In 2005, Congress instituted a new renewable fuel standard that you didn’t get to vote on. In response, refiners made a wholesale switch, removing methyl tertiary butyl ether (MTBE) and blending fuel with ethanol. Ethanol helps reduce petroleum use and greenhouse gas (GHG) emissions, well in special engines made for ethanol only – but you’re not suppose to know that..  (even though you end up using more fuel to make up for the losses). Derived from corn (Round-up ready which destroys our health), ethanol supports U.S. agriculture (as long as they don’t ask questions and buy the seed they are forced to) and helps support energy independence. (as if allowing private railways wouldn’t but competing with AMTRAK is against the law currently).

Ethanol, however, can cause a number of problems, particularly in small engines. These problems center on the two following issues:

1) Dissolving plastics and creating deposits

Ethanol is an excellent solvent and drying agent that dissolves old gum and varnish deposits from the gas tank and fuel lines. However, it can also dissolve plastic and create deposits. Honda states that the dissolved material can clog filters or pass through and leave deposits on fuel injectors, fuel pumps, fuel-pressure regulators, carburetor jets, intake tracts, valves and valve guides.

Small-engine manufacturer ECHO agrees, stating in its warranty that these deposits can lead to poor engine performance; loss of power; overheating; fuel vapor lock; improper clutch engagement caused by increased engine idle speeds, which allows cutting attachments to turn while the unit is idling; and premature deterioration of fuel lines, gaskets, carburetors and other engine components.

2) Ethanol and water don’t mix

Small engine manufactures have spent considerable time studying the relationship between ethanol and water.

The white flaky deposits in this carburetor are attributed to ethanol.

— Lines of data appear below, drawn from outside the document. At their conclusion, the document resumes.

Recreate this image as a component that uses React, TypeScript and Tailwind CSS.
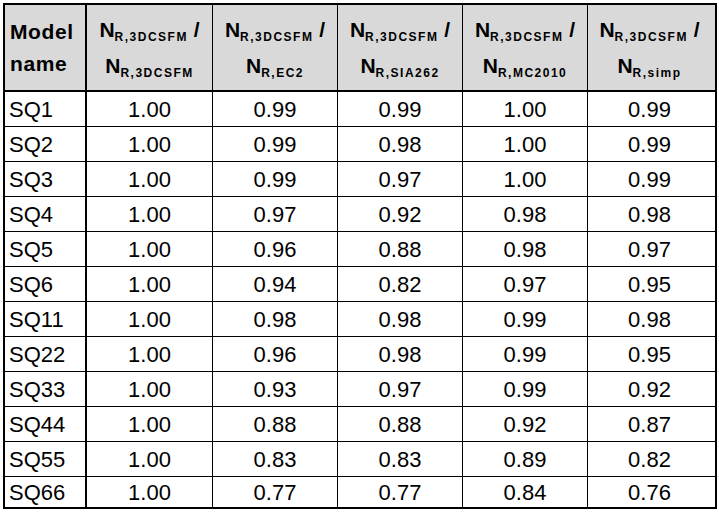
const ROWS: [string, string, string, string, string, string][] = [
  ['SQ1', '1.00', '0.99', '0.99', '1.00', '0.99'],
  ['SQ2', '1.00', '0.99', '0.98', '1.00', '0.99'],
  ['SQ3', '1.00', '0.99', '0.97', '1.00', '0.99'],
  ['SQ4', '1.00', '0.97', '0.92', '0.98', '0.98'],
  ['SQ5', '1.00', '0.96', '0.88', '0.98', '0.97'],
  ['SQ6', '1.00', '0.94', '0.82', '0.97', '0.95'],
  ['SQ11', '1.00', '0.98', '0.98', '0.99', '0.98'],
  ['SQ22', '1.00', '0.96', '0.98', '0.99', '0.95'],
  ['SQ33', '1.00', '0.93', '0.97', '0.99', '0.92'],
  ['SQ44', '1.00', '0.88', '0.88', '0.92', '0.87'],
  ['SQ55', '1.00', '0.83', '0.83', '0.89', '0.82'],
  ['SQ66', '1.00', '0.77', '0.77', '0.84', '0.76'],
];

const DENOMS = ['3DCSFM', 'EC2', 'SIA262', 'MC2010', 'simp'];

// widths of the data columns (first one is the name column)
const COL_W = ['w-[126px]', 'w-[125px]', 'w-[125px]', 'w-[125px]', 'w-[123px]'];

function Ratio({ denom }: { denom: string }) {
  return (
    <div className="leading-[36px] text-center">
      <div>
        N<sub className="text-[12px] tracking-[1.5px] -bottom-1">R,3DCSFM</sub> /
      </div>
      <div>
        N<sub className="text-[12px] tracking-[1.5px] -bottom-1">R,{denom}</sub>
      </div>
    </div>
  );
}

export default function App() {
  return (
    <div className="bg-white w-[719px] h-[513px] pt-[3px] pl-[3px] text-black font-['Liberation_Sans',Arial,sans-serif]">
      <div className="w-[714px] border-2 border-black">
        <div className="flex h-[87px] bg-[#d9d9d9] border-b-2 border-black font-bold text-[21px]">
          <div className="w-[82px] border-r-2 border-black pl-[5px] flex items-center leading-[32px] tracking-[0.6px]">
            <div>
              Model
              <br />
              name
            </div>
          </div>
          {DENOMS.map((d, i) => (
            <div
              key={d}
              className={`${COL_W[i]} ${i < 4 ? 'border-r border-black' : ''} flex items-center justify-center shrink-0`}
            >
              <Ratio denom={d} />
            </div>
          ))}
        </div>
        {ROWS.map((row, r) => (
          <div
            key={row[0]}
            className={`flex text-[22px] ${r < ROWS.length - 1 ? 'h-[35px] border-b border-black' : 'h-[30px]'}`}
          >
            <div className="w-[82px] border-r-2 border-black pl-[4px] flex items-center">{row[0]}</div>
            {row.slice(1).map((v, i) => (
              <div
                key={i}
                className={`${COL_W[i]} ${i < 4 ? 'border-r border-black' : ''} flex items-center justify-center shrink-0`}
              >
                {v}
              </div>
            ))}
          </div>
        ))}
      </div>
    </div>
  );
}
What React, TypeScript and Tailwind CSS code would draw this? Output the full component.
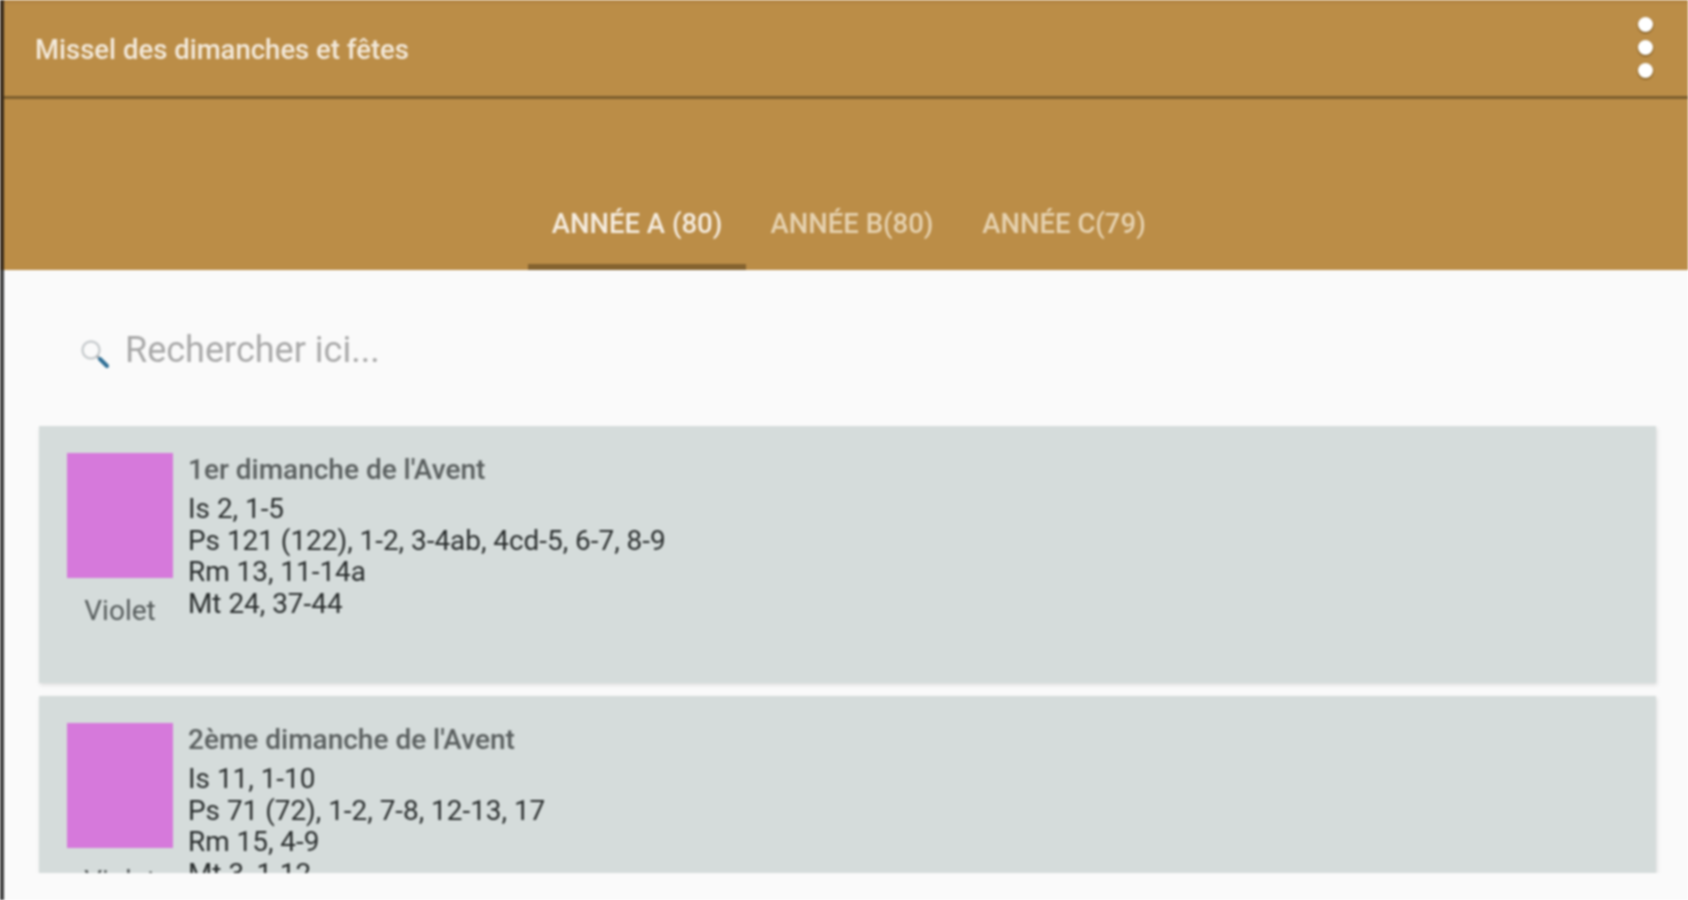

ECHO warns that ethanol will absorb a small amount of moisture and stay in suspension within the gasoline for a while. However, the ethanol will only absorb up to ¾ of an ounce of water in a gallon of gas before it reaches its saturation point. Once the ethanol has absorbed enough moisture to reach its saturation point, phase separation occurs. Phase separation means the ethanol and absorbed water drop to the bottom of the fuel container since it is heavier than the gas and oil, leaving the gasoline and oil mix to float on top of the tank. Most operators never notice water in the can when they refuel their equipment. The end result is often a carburetor ruined with rust and corrosion. These expensive repairs can cost more than $75 and are not typically covered by warranty.

Stihl stresses that the layer of gasoline left floating on top has a lower octane level than the original ethanol-gasoline blend, which can result in unstable engine operation, power loss and major engine failures.

Ethanol’s affinity for water explains why so many ethanol-related problems surface in the marine industry. In fact, some marina personnel say up to 65 percent of their service orders are attributable to fuel-system problems.

Combating ethanol problems

Although some fuel additives on the market claim to reverse the effects of phase separation, there’s no way to reintegrate gasoline and ethanol once they’ve separated. Instead, it’s best to prevent it.

One solution is to use non-oxygenated, ethanol-free gas in your small engines. It costs a little more, but it eliminates problems
associated with ethanol. Another solution is to treat every tank of fuel and container of gas with AMSOIL Quickshot. It helps keep water molecules dispersed in the fuel to prevent phase separation. It also cleans varnish, gums and insoluble debris while stabilizing fuel during short-term storage.

Quickshot was tested in fuel containing 10 percent ethanol. Controlled plugging of injectors showed a 70 percent flow improvement, while oxidation stability improved 44 percent over untreated fuel.

Regardless whether you’re pro- or anti-ethanol, we can all agree on the importance of taking care of our small engines.